Peanut butter and oatbran chocolate truffles

    1 hour 5 min

    I wanted to make healthier truffles that looked similar to BaciĀ®. These chocolates are a symbol of love in Italy and have the infamous whole hazelnut inside. I made a peanut butter and oatbran version but with no added sugar. Perfect to make at home for a special Valentine's day present.

    2 people made this

    Serves: 8 

    • For the truffles
    • 75g chopped hazelnuts, plus 1 whole hazelnut for each truffle
    • 100g no added salt peanut butter
    • 20g oatbran
    • To decorate
    • 1 (100g) bar no added sugar dark chocolate, broken up

    Prep:20min  ›  Cook:5min  ›  Extra time:40min freezing  ›  Ready in:1hr5min 

    1. Grind the chopped hazelnuts in a food processor until very fine.
    2. In a bowl, mix peanut butter, ground hazelnuts and oat bran. If the peanut butter is not soft enough, work it in with a fork.
    3. Line a tray with parchment paper.

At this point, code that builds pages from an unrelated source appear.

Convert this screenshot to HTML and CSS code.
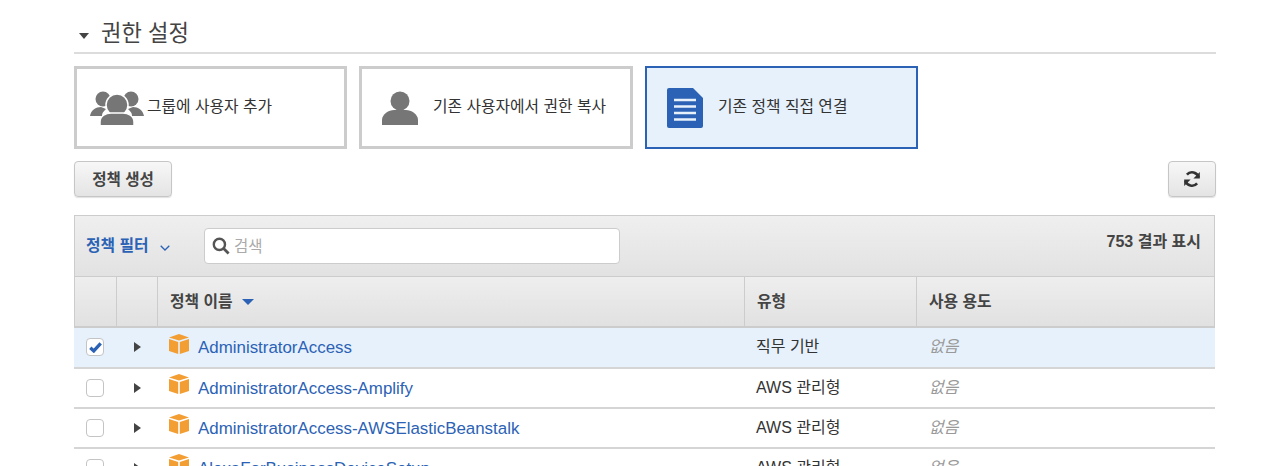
FILE: index.html
```html
<!DOCTYPE html>
<html lang="ko">
<head>
<meta charset="utf-8">
<title>권한 설정</title>
<link rel="stylesheet" href="styles.css">
</head>
<body>
<main class="page">
  <h2 class="section-title"><span class="caret-down"></span>권한 설정</h2>
  <div class="cards">
    <div class="card">
      <svg class="icon-group" viewBox="0 0 54 34"><g fill="#767676"><circle cx="13" cy="8" r="7.500"/><circle cx="41" cy="8" r="7.500"/><path d="M0 25c1-6 6-9 11-9l5 2c-3 3-4 4-4 7z"/><path d="M54 25c-1-6-6-9-11-9l-5 2c3 3 4 4 4 7z"/></g><circle cx="27" cy="14" r="11" fill="#767676" stroke="#fff" stroke-width="1.500"/><path d="M10 35v-4c0-6 6-9 11-9h12c5 0 11 3 11 9v4z" fill="#767676" stroke="#fff" stroke-width="1.500"/></svg>
      <span class="card-text first">그룹에 사용자 추가</span>
    </div>
    <div class="card wide">
      <svg class="icon-user" viewBox="0 0 36 34"><circle cx="18" cy="10" r="9.500" fill="#767676"/><path d="M0 34v-5c0-6 7-10 12-10h12c5 0 12 4 12 10v5z" fill="#767676"/></svg>
      <span class="card-text">기존 사용자에서 권한 복사</span>
    </div>
    <div class="card selected">
      <svg class="icon-doc" viewBox="0 0 36 40"><path d="M2 0h24l10 10v28a2 2 0 0 1-2 2H2a2 2 0 0 1-2-2V2a2 2 0 0 1 2-2z" fill="#2b62b5"/><path d="M7 12h22M7 18.500h22M7 25h22M7 31.500h22" stroke="#e6f1fc" stroke-width="2.600"/></svg>
      <span class="card-text">기존 정책 직접 연결</span>
    </div>
  </div>
  <div class="actions">
    <button class="btn btn-create">정책 생성</button>
    <button class="btn btn-refresh" aria-label="새로 고침">
      <svg viewBox="0 0 18 18" class="icon-refresh"><path d="M15.600 7.400A6.800 6.800 0 0 0 3.900 4.600" fill="none" stroke="#333" stroke-width="2.600"/><path d="M16.800 2v6.400h-6.400z" fill="#333"/><path d="M2.400 10.600a6.800 6.800 0 0 0 11.700 2.800" fill="none" stroke="#333" stroke-width="2.600"/><path d="M1.200 16V9.600h6.400z" fill="#333"/></svg>
    </button>
  </div>
  <section class="panel">
    <div class="filter-bar">
      <span class="filter-label">정책 필터</span>
      <svg class="icon-chevron" viewBox="0 0 10 6"><path d="M.7.7 5 5l4.300-4.300" fill="none" stroke="#2b62b5" stroke-width="1.300"/></svg>
      <div class="search">
        <svg class="icon-search" viewBox="0 0 18 18"><circle cx="7.400" cy="7.400" r="5.600" fill="none" stroke="#555" stroke-width="2.400"/><path d="m11.600 11.600 5 5" stroke="#555" stroke-width="2.800"/></svg>
        <span class="placeholder">검색</span>
      </div>
      <span class="count">753 결과 표시</span>
    </div>
    <div class="row head">
      <div class="cell c-check"></div>
      <div class="cell c-expand"></div>
      <div class="cell c-name">정책 이름<span class="sort-caret"></span></div>
      <div class="cell c-type">유형</div>
      <div class="cell c-use">사용 용도</div>
    </div>
    <div class="row body-row active">
      <div class="cell c-check"><span class="checkbox checked"><svg viewBox="0 0 12 10"><path d="M1.200 5.200 4.400 8.200 10.800 1.200" fill="none" stroke="#2b62b5" stroke-width="3"/></svg></span></div>
      <div class="cell c-expand"><span class="caret-right"></span></div>
      <div class="cell c-name"><svg class="icon-box" viewBox="0 0 20 20"><path d="M10 0 20 3.500 10 6.500 0 3.500z" fill="#f29e33"/><path d="M0 5 9.200 8v12L0 17z" fill="#f29e33"/><path d="M20 5 10.800 8v12L20 17z" fill="#f29e33"/></svg><a class="policy">AdministratorAccess</a></div>
      <div class="cell c-type">직무 기반</div>
      <div class="cell c-use none">없음</div>
    </div>
    <div class="row body-row">
      <div class="cell c-check"><span class="checkbox"></span></div>
      <div class="cell c-expand"><span class="caret-right"></span></div>
      <div class="cell c-name"><svg class="icon-box" viewBox="0 0 20 20"><path d="M10 0 20 3.500 10 6.500 0 3.500z" fill="#f29e33"/><path d="M0 5 9.200 8v12L0 17z" fill="#f29e33"/><path d="M20 5 10.800 8v12L20 17z" fill="#f29e33"/></svg><a class="policy">AdministratorAccess-Amplify</a></div>
      <div class="cell c-type">AWS 관리형</div>
      <div class="cell c-use none">없음</div>
    </div>
    <div class="row body-row">
      <div class="cell c-check"><span class="checkbox"></span></div>
      <div class="cell c-expand"><span class="caret-right"></span></div>
      <div class="cell c-name"><svg class="icon-box" viewBox="0 0 20 20"><path d="M10 0 20 3.500 10 6.500 0 3.500z" fill="#f29e33"/><path d="M0 5 9.200 8v12L0 17z" fill="#f29e33"/><path d="M20 5 10.800 8v12L20 17z" fill="#f29e33"/></svg><a class="policy">AdministratorAccess-AWSElasticBeanstalk</a></div>
      <div class="cell c-type">AWS 관리형</div>
      <div class="cell c-use none">없음</div>
    </div>
    <div class="row body-row">
      <div class="cell c-check"><span class="checkbox"></span></div>
      <div class="cell c-expand"><span class="caret-right"></span></div>
      <div class="cell c-name"><svg class="icon-box" viewBox="0 0 20 20"><path d="M10 0 20 3.500 10 6.500 0 3.500z" fill="#f29e33"/><path d="M0 5 9.200 8v12L0 17z" fill="#f29e33"/><path d="M20 5 10.800 8v12L20 17z" fill="#f29e33"/></svg><a class="policy">AlexaForBusinessDeviceSetup</a></div>
      <div class="cell c-type">AWS 관리형</div>
      <div class="cell c-use none">없음</div>
    </div>
  </section>
</main>
</body>
</html>
```
FILE: styles.css
```css
* { box-sizing: border-box; }
html, body { margin: 0; height: 466px; overflow: hidden; background: #fff; }
body { font-family: "Liberation Sans", "Noto Sans CJK KR", sans-serif; color: #333; font-size: 16px; }
.page { width: 1142px; margin-left: 74px; padding-top: 14px; }

.section-title { margin: 0; height: 40px; padding-top: 2px; border-bottom: 2px solid #dcdcdc; font-size: 22.200px; font-weight: 400; line-height: 36px; color: #444; display: flex; align-items: center; }
.caret-down { width: 0; height: 0; border-left: 5.500px solid transparent; border-right: 5.500px solid transparent; border-top: 6px solid #444; margin: 3px 12px 0 5px; }

.cards { display: flex; gap: 12px; margin-top: 12px; }
.card { width: 273px; height: 83px; border: 3px solid #ccc; display: flex; align-items: center; padding-left: 13px; background: #fff; }
.card.wide { width: 274px; }
.card.selected { border: 2px solid #2b62b5; background: #e6f1fc; padding-left: 20px; width: 273px; }
.card-text { font-size: 15.800px; color: #333; margin: 0 0 5px 15px; }
.card-text.first { margin-left: 3px; }
.selected .card-text { margin-left: 15px; }
.icon-group { width: 54px; height: 34px; flex: none; }
.icon-user { width: 36px; height: 34px; flex: none; margin-left: 7px; }
.icon-doc { width: 36px; height: 40px; flex: none; }

.actions { display: flex; justify-content: space-between; margin-top: 12px; }
.btn { height: 36px; border: 1px solid #c6c6c6; border-radius: 4px; background: linear-gradient(#f7f7f7, #e4e4e4); box-shadow: 0 1px 1px rgba(0,0,0,.12); font: 700 15.600px "Liberation Sans", "Noto Sans CJK KR", sans-serif; color: #444; padding: 0 0 3px; display: flex; align-items: center; justify-content: center; }
.btn-create { width: 98px; }
.btn-refresh { width: 48px; padding: 0; }
.icon-refresh { width: 18px; height: 18px; }

.panel { margin-top: 18px; width: 1141px; border: 1px solid #ccc; border-bottom: 0; }
.filter-bar { height: 61px; display: flex; align-items: flex-start; background: linear-gradient(#efefef, #e2e2e2); border-bottom: 1px solid #ccc; padding-left: 11px; }
.filter-label { width: 63px; font-size: 15.800px; line-height: 23px; font-weight: 700; color: #2b62b5; margin-top: 18px; white-space: nowrap; }
.icon-chevron { width: 10px; height: 6px; margin: 29px 0 0 11px; }
.search { width: 416px; height: 36px; margin: 12px 0 0 34px; background: #fff; border: 1px solid #ccc; border-radius: 4px; display: flex; align-items: center; padding-left: 7px; }
.icon-search { width: 18px; height: 18px; }
.placeholder { color: #aaa; font-size: 15.500px; margin: 0 0 3px 4px; }
.count { margin: 14px 13px 0 auto; line-height: 23px; font-weight: 700; font-size: 16px; color: #444; }

.row { display: grid; }
.head { grid-template-columns: 41px 41px 587px 172px 1fr; height: 51px; background: linear-gradient(#eeeeee, #e1e1e1); border-bottom: 2px solid #ccc; }
.head .cell { border-left: 1px solid #ccc; font-weight: 700; color: #444; font-size: 15.800px; padding-bottom: 2px; }
.head .cell:first-child { border-left: 0; }
.cell { display: flex; align-items: center; padding-left: 12px; min-width: 0; white-space: nowrap; }
.sort-caret { width: 0; height: 0; margin: 3px 0 0 9px; border-left: 6px solid transparent; border-right: 6px solid transparent; border-top: 6px solid #2b62b5; }

.body-row { grid-template-columns: 42px 41px 587px 172px 1fr; height: 40px; border-bottom: 2px solid #d5d5d5; background: #fff; font-size: 16px; margin: 0 -1px; }
.body-row.active { background: #e6f1fc; height: 41px; }
.body-row .cell { padding-bottom: 3px; }
.body-row .c-type, .body-row .c-use { padding-bottom: 5px; }
.body-row .c-use { padding-left: 13px; }
.body-row .c-check, .body-row .c-expand { padding-bottom: 1px; }
.head .c-check, .head .c-expand, .body-row .c-check { justify-content: center; padding-left: 0; }
.body-row .c-expand { justify-content: center; padding-left: 2px; }
.checkbox { width: 18px; height: 18px; border: 1px solid #c4c4c4; border-radius: 4px; background: #fff; display: flex; align-items: center; justify-content: center; }
.checkbox svg { width: 13px; height: 11px; }
.caret-right { width: 0; height: 0; border-top: 5.500px solid transparent; border-bottom: 5.500px solid transparent; border-left: 7px solid #444; }
.icon-box { width: 20px; height: 20px; flex: none; margin: -5px 9px 0 0; }
.policy { color: #2b62b5; font-size: 16.900px; margin-top: 4px; }
.none { font-style: italic; color: #999; }
```
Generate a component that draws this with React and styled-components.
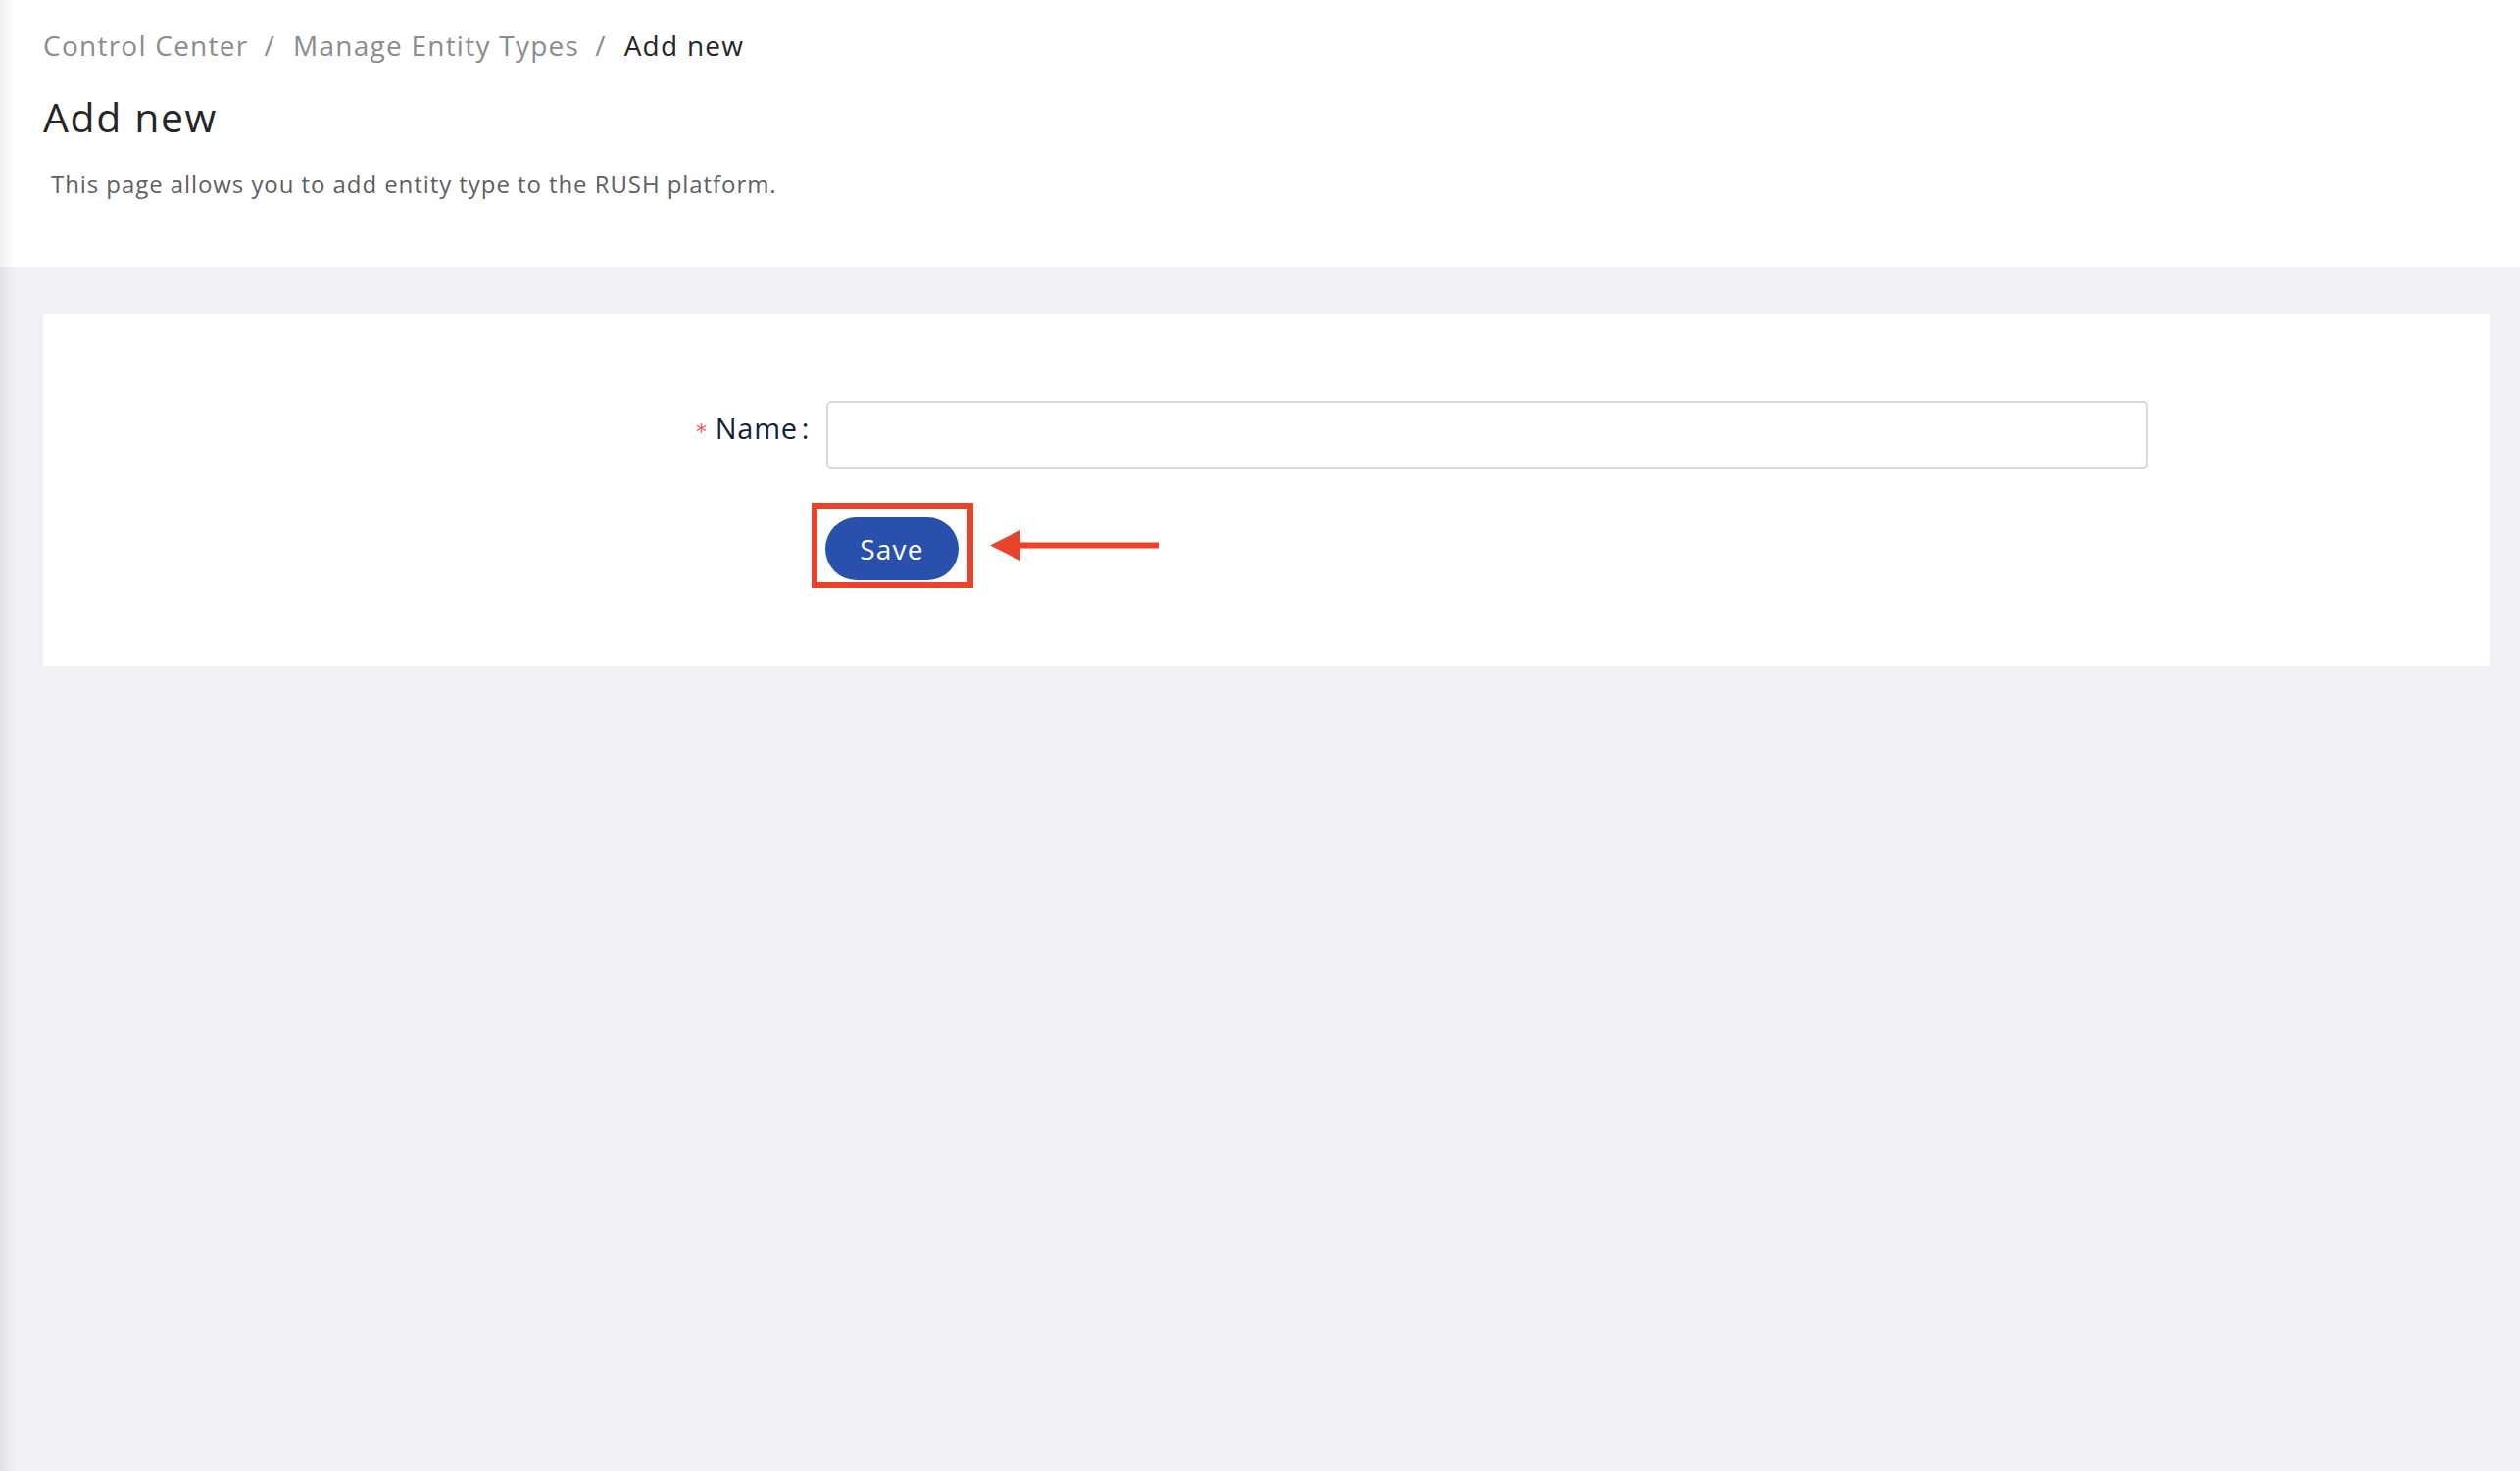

Use the palm of your hands to roll a teaspoon of truffle mixture into a round ball, about the size of a small walnut. Place a whole hazelnut on top of each truffle and secure in place by pressing it down into the truffle.
    4. Freeze truffles for at least 30 minutes.
    5. Place the chocolate into a glass or metal bowl and set over the top of a pan of barely simmering water. Stir occasionally until melted and smooth.
    6. Dip each truffle in the melted chocolate and place back on the parchment lined tray.
    7. Freeze again until set. Remove from freezer 5 minutes before serving.